## Aim of the task
Wherever the word "React" shows up in a line, please copy that line.
>>>>
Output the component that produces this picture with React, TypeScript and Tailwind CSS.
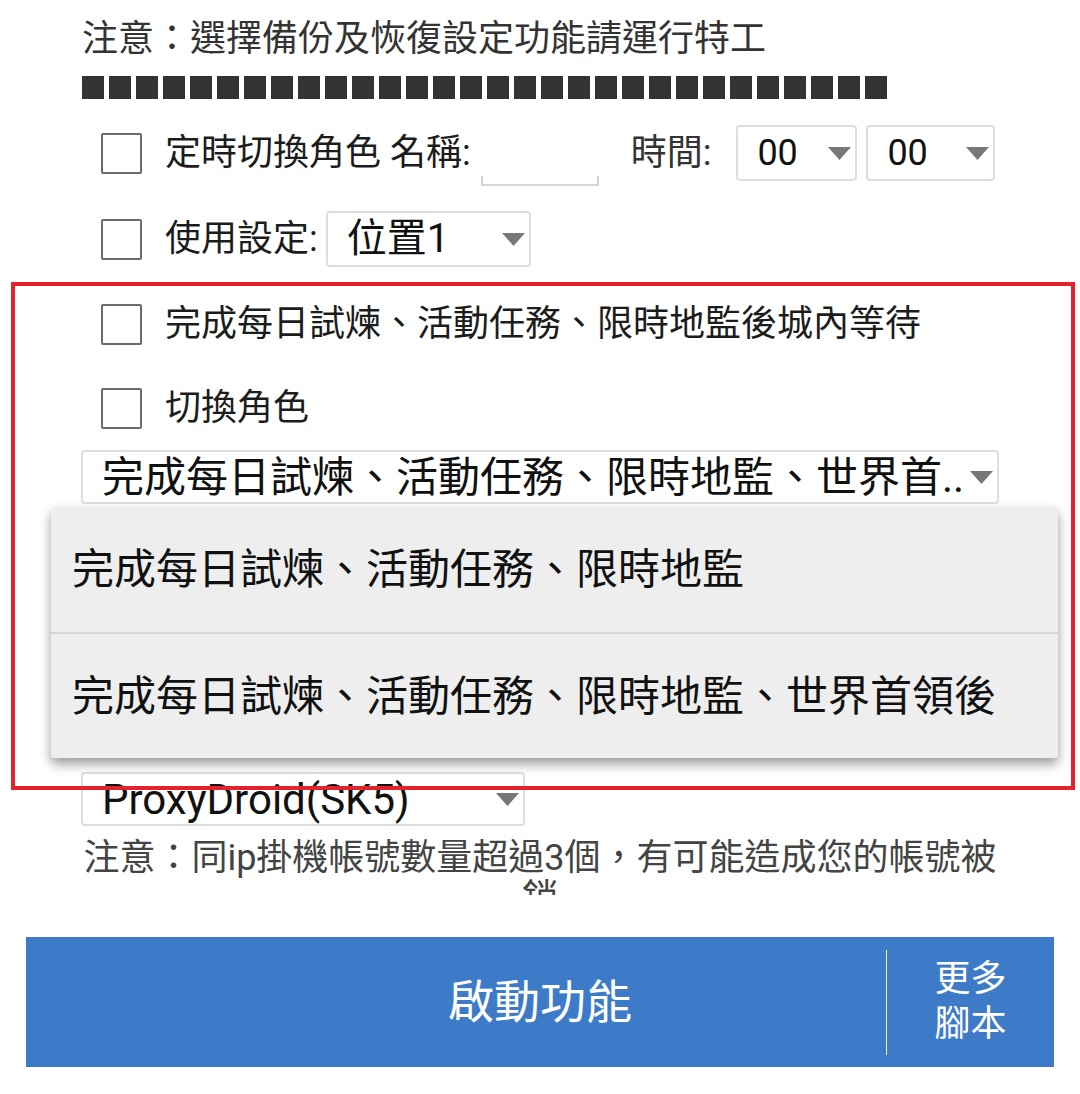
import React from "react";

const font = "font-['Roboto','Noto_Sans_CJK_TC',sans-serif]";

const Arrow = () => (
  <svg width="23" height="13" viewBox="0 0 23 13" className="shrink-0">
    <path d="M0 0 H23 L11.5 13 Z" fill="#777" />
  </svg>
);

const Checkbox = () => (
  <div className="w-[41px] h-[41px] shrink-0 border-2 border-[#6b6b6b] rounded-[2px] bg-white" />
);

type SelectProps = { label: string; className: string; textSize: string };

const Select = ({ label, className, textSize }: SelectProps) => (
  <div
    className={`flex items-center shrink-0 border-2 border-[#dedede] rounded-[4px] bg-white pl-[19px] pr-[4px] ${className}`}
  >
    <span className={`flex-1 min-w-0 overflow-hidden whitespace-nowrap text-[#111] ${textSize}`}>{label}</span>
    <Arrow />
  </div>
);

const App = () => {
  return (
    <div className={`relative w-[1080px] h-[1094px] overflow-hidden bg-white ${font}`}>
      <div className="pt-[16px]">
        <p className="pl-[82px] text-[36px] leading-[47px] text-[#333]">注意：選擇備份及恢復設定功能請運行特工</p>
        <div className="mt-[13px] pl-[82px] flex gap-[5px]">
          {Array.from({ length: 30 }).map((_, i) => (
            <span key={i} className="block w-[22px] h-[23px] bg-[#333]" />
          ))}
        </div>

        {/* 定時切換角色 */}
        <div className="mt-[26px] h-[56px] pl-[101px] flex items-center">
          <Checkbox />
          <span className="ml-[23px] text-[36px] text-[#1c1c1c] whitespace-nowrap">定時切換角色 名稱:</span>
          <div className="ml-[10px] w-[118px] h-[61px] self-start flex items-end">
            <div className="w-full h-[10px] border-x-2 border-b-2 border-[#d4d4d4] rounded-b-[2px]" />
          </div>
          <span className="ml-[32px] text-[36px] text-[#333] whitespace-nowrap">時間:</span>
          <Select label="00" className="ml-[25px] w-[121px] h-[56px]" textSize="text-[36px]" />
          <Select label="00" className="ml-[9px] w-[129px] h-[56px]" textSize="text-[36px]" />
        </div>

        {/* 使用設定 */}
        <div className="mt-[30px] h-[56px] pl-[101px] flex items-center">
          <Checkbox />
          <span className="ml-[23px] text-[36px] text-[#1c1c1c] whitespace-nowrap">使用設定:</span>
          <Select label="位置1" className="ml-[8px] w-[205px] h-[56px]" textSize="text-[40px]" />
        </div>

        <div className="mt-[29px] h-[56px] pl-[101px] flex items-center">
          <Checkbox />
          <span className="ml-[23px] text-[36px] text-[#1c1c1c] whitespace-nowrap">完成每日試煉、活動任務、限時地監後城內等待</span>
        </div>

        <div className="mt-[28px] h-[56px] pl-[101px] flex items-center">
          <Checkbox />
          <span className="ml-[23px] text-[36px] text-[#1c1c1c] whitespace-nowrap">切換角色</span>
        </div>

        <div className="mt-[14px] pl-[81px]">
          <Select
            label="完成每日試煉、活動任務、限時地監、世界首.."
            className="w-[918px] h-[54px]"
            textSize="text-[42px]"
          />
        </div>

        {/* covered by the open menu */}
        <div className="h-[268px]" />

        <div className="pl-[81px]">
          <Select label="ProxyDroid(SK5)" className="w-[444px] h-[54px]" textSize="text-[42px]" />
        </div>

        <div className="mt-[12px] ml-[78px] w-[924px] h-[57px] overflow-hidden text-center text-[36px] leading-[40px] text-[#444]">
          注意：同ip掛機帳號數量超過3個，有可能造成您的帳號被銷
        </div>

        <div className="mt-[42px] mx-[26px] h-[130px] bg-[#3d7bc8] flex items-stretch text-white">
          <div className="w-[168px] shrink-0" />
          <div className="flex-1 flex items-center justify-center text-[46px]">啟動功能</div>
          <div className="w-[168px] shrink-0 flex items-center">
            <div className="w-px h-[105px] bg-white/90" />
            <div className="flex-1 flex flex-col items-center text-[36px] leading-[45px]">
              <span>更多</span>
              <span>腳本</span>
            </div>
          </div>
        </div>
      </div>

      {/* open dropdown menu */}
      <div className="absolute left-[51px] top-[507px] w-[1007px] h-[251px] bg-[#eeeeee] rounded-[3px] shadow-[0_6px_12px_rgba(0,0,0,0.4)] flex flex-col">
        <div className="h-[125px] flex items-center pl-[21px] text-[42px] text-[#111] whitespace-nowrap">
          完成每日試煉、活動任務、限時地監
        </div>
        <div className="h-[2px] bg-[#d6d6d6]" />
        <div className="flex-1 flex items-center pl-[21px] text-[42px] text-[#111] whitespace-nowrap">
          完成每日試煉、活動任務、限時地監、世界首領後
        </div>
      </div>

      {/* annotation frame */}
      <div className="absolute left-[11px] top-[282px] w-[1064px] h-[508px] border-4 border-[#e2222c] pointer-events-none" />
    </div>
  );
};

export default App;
<<<<
## Final result
Output the component that produces this picture with React, TypeScript and Tailwind CSS.
import React from "react";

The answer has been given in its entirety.